### Data section
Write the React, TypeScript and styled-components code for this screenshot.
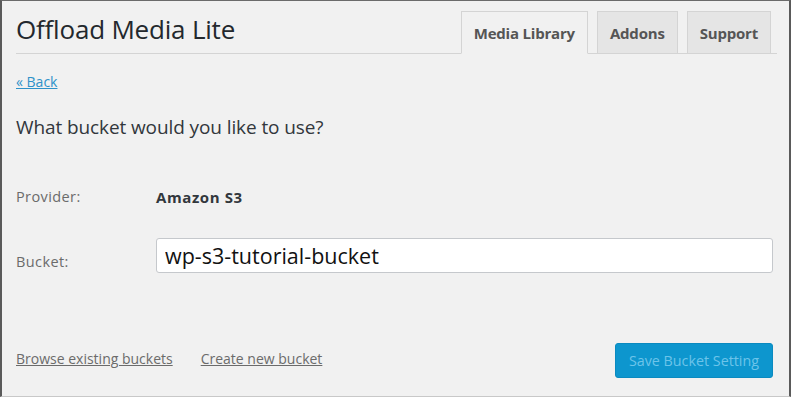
import styled, { createGlobalStyle } from "styled-components";

const GlobalStyle = createGlobalStyle`
  html, body {
    margin: 0;
    padding: 0;
    background: #f1f1f1;
  }
  * {
    box-sizing: border-box;
  }
`;

const Frame = styled.div`
  width: 791px;
  height: 397px;
  background: #f1f1f1;
  border-top: 1px solid #6b6b6b;
  border-left: 2px solid #5a5a5a;
  border-right: 2px solid #5a5a5a;
  border-bottom: 1px solid #c8c8c8;
  font-family: "Open Sans", "Noto Sans", sans-serif;
  color: #23282d;
  display: flex;
  flex-direction: column;
`;

const Header = styled.div`
  display: flex;
  align-items: flex-end;
  justify-content: space-between;
  margin: 0 12px 0 14px;
  height: 53px;
  border-bottom: 1px solid #d4d4d4;
`;

const Title = styled.h1`
  margin: 0 0 6px 0;
  font-size: 26px;
  line-height: 36px;
  font-weight: 400;
  color: #23282d;
  letter-spacing: -0.2px;
`;

const Tabs = styled.nav`
  display: flex;
  gap: 9px;
  margin-right: 6px;
`;

const Tab = styled.div<{ $active?: boolean }>`
  height: ${(p) => (p.$active ? "43px" : "42px")};
  margin-bottom: ${(p) => (p.$active ? "-1px" : "0")};
  padding: 0 12px;
  display: flex;
  align-items: center;
  border: 1px solid #d4d4d4;
  border-bottom: ${(p) => (p.$active ? "1px solid #f1f1f1" : "none")};
  background: ${(p) => (p.$active ? "#f1f1f1" : "#e5e5e5")};
  font-size: 15px;
  font-weight: 700;
  color: #555;
  letter-spacing: -0.2px;
`;

const Body = styled.div`
  flex: 1;
  display: flex;
  flex-direction: column;
  padding: 19px 16px 18px 14px;
`;

const BackLink = styled.a`
  display: block;
  font-size: 14px;
  line-height: 18px;
  color: #2e92c9;
  text-decoration: underline;
  width: fit-content;
`;

const Question = styled.h2`
  margin: 23px 0 0 0;
  font-size: 19px;
  line-height: 26px;
  font-weight: 400;
  color: #32373c;
  letter-spacing: -0.1px;
`;

const Row = styled.div<{ $top: number }>`
  display: grid;
  grid-template-columns: 140px 1fr;
  align-items: center;
  margin-top: ${(p) => p.$top}px;
`;

const Label = styled.span<{ $shift?: number }>`
  font-size: 14.5px;
  line-height: 20px;
  color: #6b6b6b;
  letter-spacing: 0.4px;
  padding-top: ${(p) => (p.$shift ?? 0) * 2}px;
`;

const Value = styled.span`
  font-size: 15px;
  line-height: 20px;
  font-weight: 700;
  color: #32373c;
  letter-spacing: 0.6px;
`;

const BucketInput = styled.input`
  height: 35px;
  width: 100%;
  border: 1px solid #c5c8cc;
  border-radius: 3px;
  background: #fff;
  padding: 0 8px;
  font-family: "Open Sans", "Noto Sans", sans-serif;
  font-size: 21.5px;
  color: #111;
  outline: none;
`;

const Footer = styled.div`
  margin-top: auto;
  display: flex;
  align-items: center;
  justify-content: space-between;
`;

const FooterLinks = styled.div`
  display: flex;
  gap: 28px;
  padding-bottom: 4px;
`;

const GreyLink = styled.a`
  font-size: 14px;
  color: #6b6b6b;
  text-decoration: underline;
`;

const SaveButton = styled.button`
  height: 35px;
  padding: 0 13px;
  background: #0d96ce;
  border: 1px solid #0a8ac0;
  border-radius: 3px;
  font-family: "Open Sans", "Noto Sans", sans-serif;
  font-size: 14.3px;
  color: #6cc4ea;
`;

export default function App() {
  return (
    <>
      <GlobalStyle />
      <Frame>
        <Header>
          <Title>Offload Media Lite</Title>
          <Tabs>
            <Tab $active>Media Library</Tab>
            <Tab>Addons</Tab>
            <Tab>Support</Tab>
          </Tabs>
        </Header>
        <Body>
          <BackLink href="#">« Back</BackLink>
          <Question>What bucket would you like to use?</Question>
          <Row $top={47}>
            <Label>Provider:</Label>
            <Value>Amazon S3</Value>
          </Row>
          <Row $top={31}>
            <Label $shift={6}>Bucket:</Label>
            <BucketInput defaultValue="wp-s3-tutorial-bucket" />
          </Row>
          <Footer>
            <FooterLinks>
              <GreyLink href="#">Browse existing buckets</GreyLink>
              <GreyLink href="#">Create new bucket</GreyLink>
            </FooterLinks>
            <SaveButton disabled>Save Bucket Setting</SaveButton>
          </Footer>
        </Body>
      </Frame>
    </>
  );
}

### Required task
List all lines holding the string "components".

### Solution to this task
Write the React, TypeScript and styled-components code for this screenshot.
import styled, { createGlobalStyle } from "styled-components";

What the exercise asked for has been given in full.